At the Paris Salon of 1884 appeared a painting by a popular French artist named Emile Antoine Bayard (1837-1891). Entitled “An Affair of Honor,” it represented a duel with rapiers between two women who were stripped to the waist. The scene was laid in a well known Paris park where reputedly many encounters of this kind reputedly occurred among French courtesans. The popularity of the picture was enormous and it was exhibited all over the world.
Much reproduced, the image found its way into many of our 19th and early 20th Century barrooms. The Klein Brothers distillers of Cincinnati added advertising for their whiskey brands on the picture and gave copies away to favored saloon keepers. As for Artist Bayard, shown here on an 1891 magazine cover, he later moved to illustrating novels, among them “Uncle Tom’s Cabin.”
Angelo Asti (1847-1903) was another frequent exhibitor at the Paris Salon. Born in Italy, he resided most of his life in France and was considered a French painter. Asti was renowned for paintings of women with long hair and loose bodices as well as erotic nudes -- some depicted on those infamous French postcards.

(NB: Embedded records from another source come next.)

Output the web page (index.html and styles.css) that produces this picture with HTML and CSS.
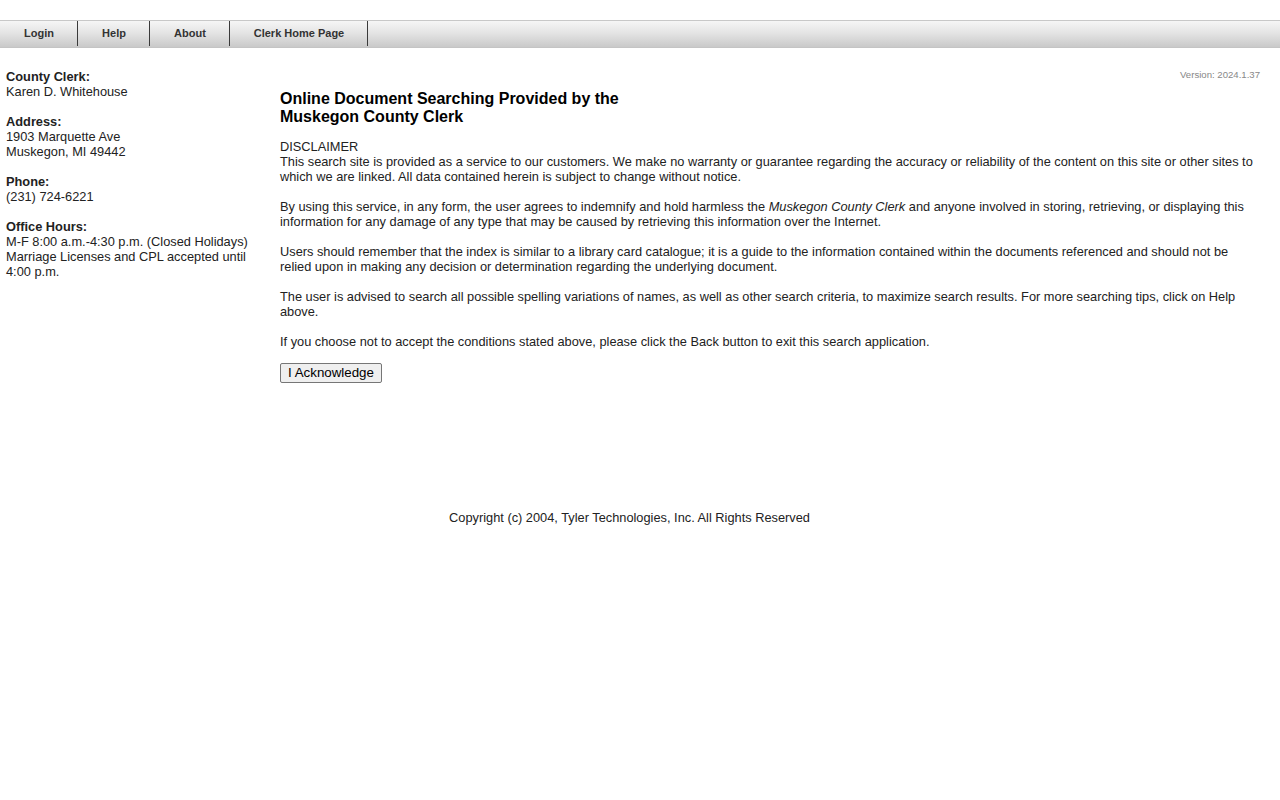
FILE: index.html
```html
<!DOCTYPE html>
<html>
<head>
<meta charset="utf-8">
<title>Muskegon County Clerk</title>
<link rel="stylesheet" href="styles.css">
</head>
<body>
<div class="nav">
  <a class="tab">Login</a><a class="tab">Help</a><a class="tab">About</a><a class="tab">Clerk Home Page</a>
</div>
<div class="layout">
  <div class="side">
    <p><b>County Clerk:</b><br>Karen D. Whitehouse</p>
    <p><b>Address:</b><br>1903 Marquette Ave<br>Muskegon, MI 49442</p>
    <p><b>Phone:</b><br>(231) 724-6221</p>
    <p><b>Office Hours:</b><br>M-F 8:00 a.m.-4:30 p.m. (Closed Holidays)<br>Marriage Licenses and CPL accepted until 4:00 p.m.</p>
  </div>
  <div class="main">
    <div class="version">Version: 2024.1.37</div>
    <h1>Online Document Searching Provided by the<br>Muskegon County Clerk</h1>
    <p>DISCLAIMER<br>This search site is provided as a service to our customers. We make no warranty or guarantee regarding the accuracy or reliability of the content on this site or other sites to which we are linked. All data contained herein is subject to change without notice.</p>
    <p>By using this service, in any form, the user agrees to indemnify and hold harmless the <i>Muskegon County Clerk</i> and anyone involved in storing, retrieving, or displaying this information for any damage of any type that may be caused by retrieving this information over the Internet.</p>
    <p>Users should remember that the index is similar to a library card catalogue; it is a guide to the information contained within the documents referenced and should not be relied upon in making any decision or determination regarding the underlying document.</p>
    <p>The user is advised to search all possible spelling variations of names, as well as other search criteria, to maximize search results. For more searching tips, click on Help above.</p>
    <p class="last">If you choose not to accept the conditions stated above, please click the Back button to exit this search application.</p>
    <button class="ack">I Acknowledge</button>
  </div>
</div>
<div class="footer">Copyright (c) 2004, Tyler Technologies, Inc. All Rights Reserved</div>
</body>
</html>
```
FILE: styles.css
```css
html, body {
  margin: 0;
  padding: 0;
  background: #fff;
}
body {
  font-family: "Liberation Sans", Arial, sans-serif;
  font-size: 12.8px;
  line-height: 15px;
  color: #222;
  padding-top: 20px;
}
.nav {
  display: flex;
  height: 26px;
  border-top: 1px solid #c8c8c8;
  border-bottom: 1px solid #c4c4c4;
  background: linear-gradient(#f6f6f6, #e2e2e2 50%, #c9c9c9);
}
.tab {
  display: flex;
  align-items: center;
  justify-content: center;
  height: 25px;
  padding-left: 1px;
  border-right: 1px solid #3a3a3a;
  font-size: 11px;
  font-weight: bold;
  color: #333;
  box-sizing: border-box;
}
.tab:nth-child(1) { width: 78px; }
.tab:nth-child(2) { width: 72px; }
.tab:nth-child(3) { width: 80px; }
.tab:nth-child(4) { width: 138px; }
.layout {
  display: flex;
  padding-top: 21px;
}
.side {
  width: 250px;
  padding-left: 6px;
  margin-right: 24px;
  flex: none;
}
.side p {
  margin: 0 0 15px 0;
}
.main {
  flex: 1;
  padding-right: 20px;
}
.version {
  text-align: right;
  font-size: 9.6px;
  line-height: 10px;
  color: #888;
  margin-top: 1px;
}
h1 {
  font-size: 16px;
  line-height: 18px;
  font-weight: bold;
  color: #000;
  margin: 10px 0 13px 0;
}
.main p {
  margin: 0 0 15px 0;
}
.main p.last {
  margin-bottom: 14px;
}
.ack {
  font-family: "Liberation Sans", Arial, sans-serif;
  font-size: 13.33px;
  line-height: 16px;
  height: 20px;
  padding: 0 7px;
  margin: 0;
  color: #000;
  background: #efefef;
  border: 1px solid #767676;
  border-radius: 2px;
}
.footer {
  text-align: center;
  padding-right: 21px;
  margin-top: 127px;
  line-height: 15px;
}
```
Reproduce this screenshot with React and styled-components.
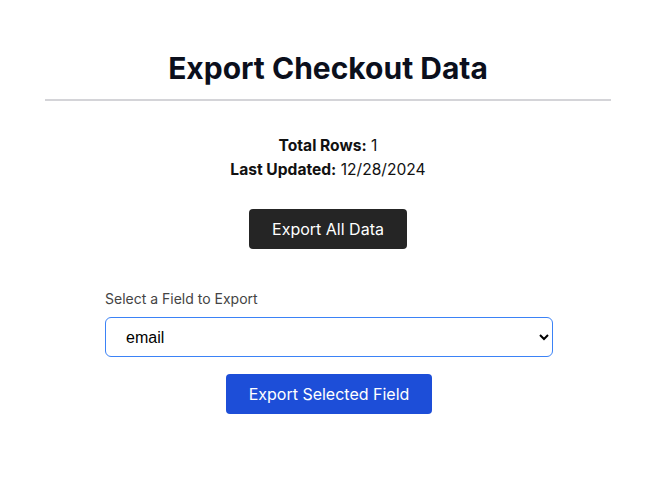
import React, { useState } from 'react';
import styled, { createGlobalStyle } from 'styled-components';

const GlobalStyle = createGlobalStyle`
  body {
    margin: 0;
    background: #fff;
    font-family: Inter, "Noto Sans", sans-serif;
    color: #111827;
  }
`;

const Page = styled.div`
  padding: 0 6px 0 0;
`;

const Container = styled.div`
  width: 566px;
  margin: 0 auto;
  padding-top: 48px;
  display: flex;
  flex-direction: column;
  align-items: center;
`;

const Title = styled.h1`
  margin: 0;
  font-size: 30px;
  font-weight: 700;
  line-height: 40px;
  color: #0b0f1c;
`;

const Divider = styled.hr`
  width: 100%;
  margin: 11px 0 0;
  border: none;
  border-top: 2px solid #d4d4d8;
`;

const Stats = styled.div`
  margin-top: 33px;
  text-align: center;
  font-size: 15.6px;
  line-height: 24px;
  color: #111;
`;

const Label = styled.span`
  font-weight: 700;
`;

const Actions = styled.div`
  margin-top: 27px;
`;

const Button = styled.button`
  height: 40px;
  padding: 0 23px;
  border: none;
  border-radius: 4px;
  background: ${p => p.$bg};
  color: #fff;
  font-family: Inter, "Noto Sans", sans-serif;
  font-size: 16px;
  cursor: pointer;
`;

const Form = styled.div`
  width: 448px;
  margin: 41px 0 0 2px;
  display: flex;
  flex-direction: column;
  align-items: center;
`;

const FieldLabel = styled.label`
  align-self: flex-start;
  font-size: 14px;
  color: #444;
  margin-bottom: 10px;
`;

const Select = styled.select`
  width: 100%;
  height: 40px;
  padding: 0 12px 0 16px;
  border: 1px solid #3b82f6;
  border-radius: 6px;
  background: #fff;
  font-family: "Liberation Sans", Arial, sans-serif;
  font-size: 16px;
  color: #000;
  margin-bottom: 17px;
`;

export default function App() {
  const [field, setField] = useState('email');

  return (
    <Page>
      <GlobalStyle />
      <Container>
        <Title>Export Checkout Data</Title>
        <Divider />
        <Stats>
          <div><Label>Total Rows:</Label> 1</div>
          <div><Label>Last Updated:</Label> 12/28/2024</div>
        </Stats>
        <Actions>
          <Button $bg="#252525">Export All Data</Button>
        </Actions>
        <Form>
          <FieldLabel htmlFor="field">Select a Field to Export</FieldLabel>
          <Select id="field" value={field} onChange={e => setField(e.target.value)}>
            <option value="email">email</option>
            <option value="name">name</option>
            <option value="phone">phone</option>
          </Select>
          <Button $bg="#1d4ed8">Export Selected Field</Button>
        </Form>
      </Container>
    </Page>
  );
}
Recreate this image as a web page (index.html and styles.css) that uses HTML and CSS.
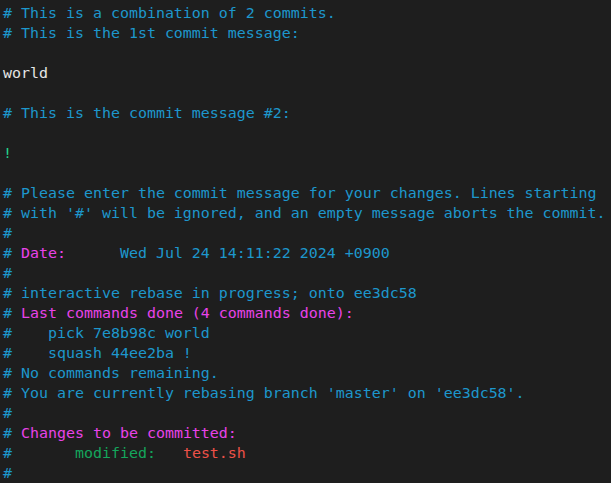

Asti is reputed to have spent some time in America, specifically Ohio, where he may have met the Bieler boys, three scions of a Cincinnati distilling family. The Bielers had an eye for advertising their Brookfield Rye whiskey with feminine pulchritude. They distributed signs and other artifacts that displayed a fetching lady wearing a diaphanous dress and contemplating a bottle of their whiskey. It bears Asti’s signature in the lower left.
Just as the Paris Salon lost popularity in the early 1900s, so the death knell of saloon nude art was sounded by the onset of Prohibition in 1920. When Repeal occurred in 1934 women now had the vote, openly quaffed alcoholic mixtures, and increasingly frequented dens of strong drink. As the females began to walk through the swinging doors in ever great numbers, the nudes behind the bar began to come down until today they are virtually as extinct as the dodo.